The IDC report does not address victims’ needs for accountable, impartial, accessible justice mechanisms external to the very institutions that have harbored the “open secret” of impunity. Instead, it falls back on old, disproven ideas about victim empowerment. The report praises the UN’s Victims’ Rights Advocate as an important “first step.” We have written extensively of the empty promises and recycled ideas of the UN’s self-described “victim-centered approach.” The UN, we note, has failed to outline exactly what rights victims are entitled to.
Another ineffective victim-focused approach is the report’s recommendation for an international aid ombudsman, who would act “as a right of appeal for victims and their advocates if they feel the internal processes do not provide them with redress.” The remedy to this worsening crisis is not a post-facto appeals process, which represents more of the same. What is needed is external, real-time, independent monitoring and oversight. What is required is genuine criminal accountability.

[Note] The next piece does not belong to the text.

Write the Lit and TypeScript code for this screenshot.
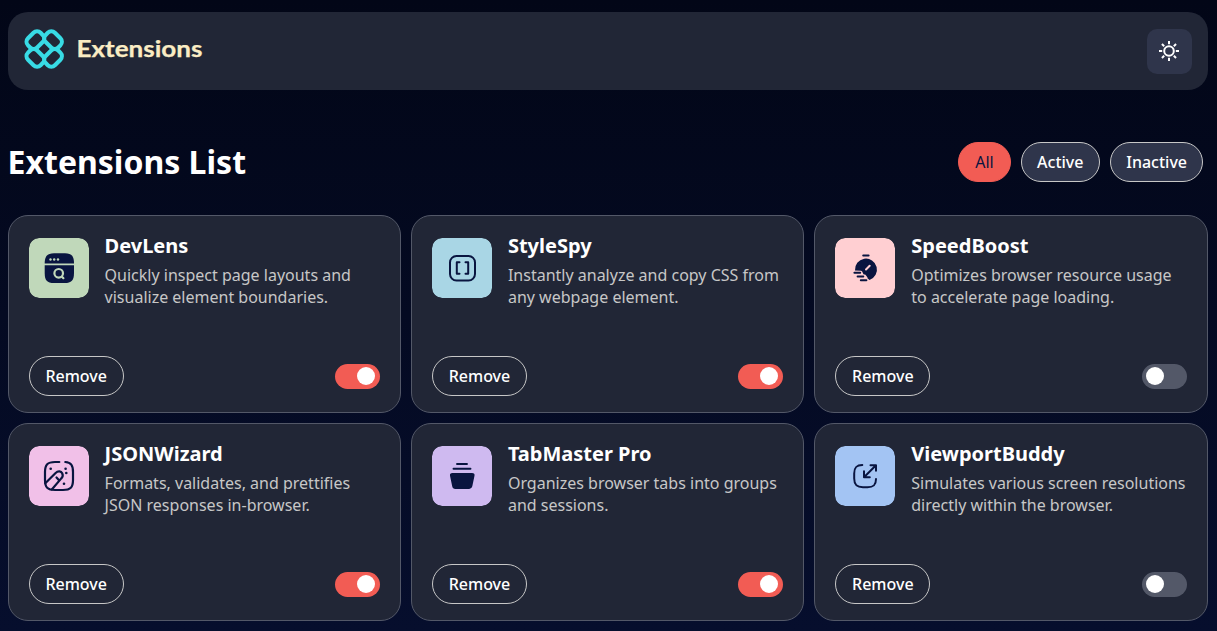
import { LitElement, html, css, svg } from "lit";
import { customElement, state } from "lit/decorators.js";
import { classMap } from "lit/directives/class-map.js";

const NAVY = "#091540";

const icons: Record<string, unknown> = {
  lens: svg`
    <path fill=${NAVY} d="M15.7 25.5C15.7 18 18.5 15.3 25 15.3H36C42.500 15.3 45 18 45 25.500Z"/>
    <path fill=${NAVY} d="M15.7 27.300H45V35C45 42.500 42.500 45 35.500 45H25C18 45 15.700 42.500 15.700 35Z"/>
    <g fill="#c0d8ba"><circle cx="21.500" cy="21.500" r="1.200"/><circle cx="25.200" cy="21.500" r="1.200"/><circle cx="29" cy="21.500" r="1.200"/></g>
    <g fill="none" stroke="#c0d8ba" stroke-width="2.200" stroke-linecap="round"><circle cx="29.700" cy="35.300" r="4.300"/><path d="M33 38.700L34.400 40.200"/></g>`,
  brackets: svg`<g fill="none" stroke=${NAVY} stroke-width="2" stroke-linecap="round" stroke-linejoin="round">
    <rect x="18" y="18" width="25" height="24.500" rx="6.500"/>
    <path d="M27.500 24.200H24.800V35.800H27.500M33.500 24.200H36.200V35.800H33.500"/></g>`,
  speed: svg`
    <path fill=${NAVY} d="M20 32.500A11 11 0 1 1 34.500 42L32.500 40.300V39.500L30.500 36.800L28.500 36.300L27 33.200L26 32.700Z"/>
    <g fill="none" stroke-linecap="round"><path stroke=${NAVY} stroke-width="2" d="M28.200 17.400H33.600M19.400 34.800H25.200M22.600 38.500H28.300M25.800 42.300H31.400"/>
    <path stroke="#ffcfd2" stroke-width="2" d="M31 31.500L34.700 27.700"/></g>`,
  wizard: svg`<g fill="none" stroke=${NAVY} stroke-width="2.200" stroke-linecap="round" stroke-linejoin="round">
    <path d="M30.300 16H26C18.500 16 16 18.500 16 26V34C16 41.500 18.500 44 26 44H34C41.500 44 44 41.500 44 34V26C44 19 42 16.500 36.300 16"/>
    <path d="M16.300 37.300L26.600 27C29.200 24.400 32.200 25.300 33.200 27.200C34.100 29 33.900 30.800 32.300 32.400L22.800 43.500M27.500 31.500L29.600 33.800"/></g>
    <g fill=${NAVY}><circle cx="21.700" cy="22.700" r="1.300"/><circle cx="36.600" cy="22.700" r="1.300"/><circle cx="37.300" cy="27" r="1.300"/><circle cx="35" cy="37.700" r="1.300"/></g>`,
  tabs: svg`<path stroke=${NAVY} stroke-width="1.900" stroke-linecap="round" d="M25 18H35M21.500 22.700H38.500"/>
    <path fill=${NAVY} d="M20.500 27H40Q43 27 42.500 29.700L40.300 40.300Q39.700 43 37.200 43H23.300Q20.700 43 20.200 40.300L18 29.700Q17.500 27 20.500 27Z"/>`,
  viewport: svg`<path fill="none" stroke=${NAVY} stroke-width="2" stroke-linecap="round" stroke-linejoin="round"
    d="M27.300 19C21.500 19 19.200 21.300 19.200 27.500V32.500C19.200 39 21.700 41.200 28 41.200H32.500C38.700 41.200 41 39 41 33M29 31.200L41 19.200M29 25.200V31.200H34.800M35.500 19.200H41V24.800"/>`,
};

interface Extension { name: string; text: string; icon: string; color: string; on: boolean }

@customElement("app-root")
export class AppRoot extends LitElement {
  @state() filter = "All";
  @state() items: Extension[] = [
    { name: "DevLens", text: "Quickly inspect page layouts and visualize element boundaries.", icon: "lens", color: "#c0d8ba", on: true },
    { name: "StyleSpy", text: "Instantly analyze and copy CSS from any webpage element.", icon: "brackets", color: "#a9d6e5", on: true },
    { name: "SpeedBoost", text: "Optimizes browser resource usage to accelerate page loading.", icon: "speed", color: "#ffcfd2", on: false },
    { name: "JSONWizard", text: "Formats, validates, and prettifies JSON responses in-browser.", icon: "wizard", color: "#f1c0e8", on: true },
    { name: "TabMaster Pro", text: "Organizes browser tabs into groups and sessions.", icon: "tabs", color: "#cfbaf0", on: true },
    { name: "ViewportBuddy", text: "Simulates various screen resolutions directly within the browser.", icon: "viewport", color: "#a3c4f3", on: false },
  ];

  static styles = css`
    :host { display: block; box-sizing: border-box; height: 631px; overflow: hidden; padding: 12px 9.400px 10px 7.600px;
      background: linear-gradient(180deg, #020617 0%, #060e2d 100%);
      font-family: "Noto Sans", sans-serif; font-size: 16px; color: #fff; }
    * { box-sizing: border-box; }
    .bar { display: flex; justify-content: space-between; align-items: center; height: 78px; padding: 0 16px 0 15px;
      background: #212636; border-radius: 20px; }
    .logo { display: block; margin-bottom: 5px; }
    .wordmark { font: 700 23.500px Lato, sans-serif; fill: #faecc4; stroke: #faecc4; stroke-width: 0.25px; }
    .theme { display: grid; place-items: center; width: 45px; height: 45px; padding: 0 1px 0 0; border: 0; border-radius: 10px; background: #2f354b; }
    .heading { display: flex; justify-content: space-between; align-items: center; height: 40px; margin: 52px 0 33px; padding-right: 4.200px; }
    h1 { margin: 0; font-size: 32px; line-height: 40px; font-weight: 700; }
    .filters { display: flex; gap: 10px; }
    .pill { height: 40px; padding: 0 15.400px; border: 1px solid #c7c7c7; border-radius: 20px; background: #2f354b; color: #fff;
      font: 500 16px/22px "Noto Sans", sans-serif; }
    .pill.current { padding: 0 16px; background: #f25c54; border-color: #f25c54; color: #091540; font-weight: 400; }
    .pill.plain { padding: 0 15.800px; background: transparent; }
    .grid { display: grid; grid-template-columns: repeat(3, 1fr); gap: 10px; }
    .card { display: flex; flex-direction: column; justify-content: space-between; height: 198px; padding: 16px 20px;
      border: 1px solid #535868; border-radius: 20px; background: #212636; }
    .info { display: flex; gap: 16px; }
    .tile { flex: none; width: 60px; height: 60px; margin-top: 6px; border-radius: 10px; }
    h2 { margin: 0; font-size: 20px; line-height: 27px; font-weight: 700; }
    p { margin: 5px 0 0; line-height: 22px; color: #c7c7c7; }
    .actions { display: flex; justify-content: space-between; align-items: center; }
    .switch { width: 45px; height: 25px; padding: 3.500px 4px; border: 0; border-radius: 13px; background: #535868; display: flex; align-items: center; }
    .switch.on { background: #f25c54; justify-content: flex-end; padding-right: 5px; }
    .knob { width: 18px; height: 18px; border-radius: 50%; background: #fff; }
  `;

  toggle(item: Extension) {
    this.items = this.items.map((i) => (i === item ? { ...i, on: !i.on } : i));
  }

  render() {
    const shown = this.items.filter((i) => this.filter === "All" || i.on === (this.filter === "Active"));
    return html`
      <header class="bar">
        <svg class="logo" width="190" height="42" viewBox="0 0 190 42">
          <g transform="translate(21.200 21)" fill="none" stroke="#38dbe5" stroke-width="4.100">
            ${[45, 135, 225, 315].map((a) => svg`<rect x="-8.900" y="-19" width="17.800" height="13" rx="5" transform="rotate(${a})"/>`)}
          </g>
          <text class="wordmark" x="53.500" y="29.200" textLength="126" lengthAdjust="spacingAndGlyphs">Extensions</text>
        </svg>
        <button class="theme" aria-label="Toggle theme">
          <svg width="22" height="22" viewBox="-11 -11 22 22" fill="none" stroke="#fff" stroke-width="2">
            <circle r="4.800"/>
            ${[0, 45, 90, 135, 180, 225, 270, 315].map((a) => svg`<path d="M0-6.800V-10" transform="rotate(${a})"/>`)}
          </svg>
        </button>
      </header>
      <section class="heading">
        <h1>Extensions List</h1>
        <div class="filters">
          ${["All", "Active", "Inactive"].map((f) => html`<button class=${classMap({ pill: true, current: f === this.filter })} @click=${() => (this.filter = f)}>${f}</button>`)}
        </div>
      </section>
      <main class="grid">
        ${shown.map((i) => html`<article class="card">
          <div class="info">
            <svg class="tile" viewBox="0 0 60 60"><rect width="60" height="60" rx="10" fill=${i.color}/>${icons[i.icon]}</svg>
            <div><h2>${i.name}</h2><p>${i.text}</p></div>
          </div>
          <div class="actions">
            <button class="pill plain" @click=${() => (this.items = this.items.filter((x) => x !== i))}>Remove</button>
            <button class=${classMap({ switch: true, on: i.on })} role="switch" aria-checked=${i.on} aria-label=${i.name} @click=${() => this.toggle(i)}><span class="knob"></span></button>
          </div>
        </article>`)}
      </main>`;
  }
}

We applaud the IDC for recognizing that any discussion of sexual exploitation and abuse in the charity or humanitarian aid sector must necessarily be tied to discussion of sexual exploitation and abuse by UN personnel: The UN continues to be the standard-setter in impunity and lack of accountability. We regret that the IDC report does not follow the carefully traced contours of the larger problem to reach a viable, innovative solution. The report asks its audience to place trust in broken systems that represent the unsustainable status quo.
We are certain, however, that the report is not the end of the debate. We will continue to fight for true accountability.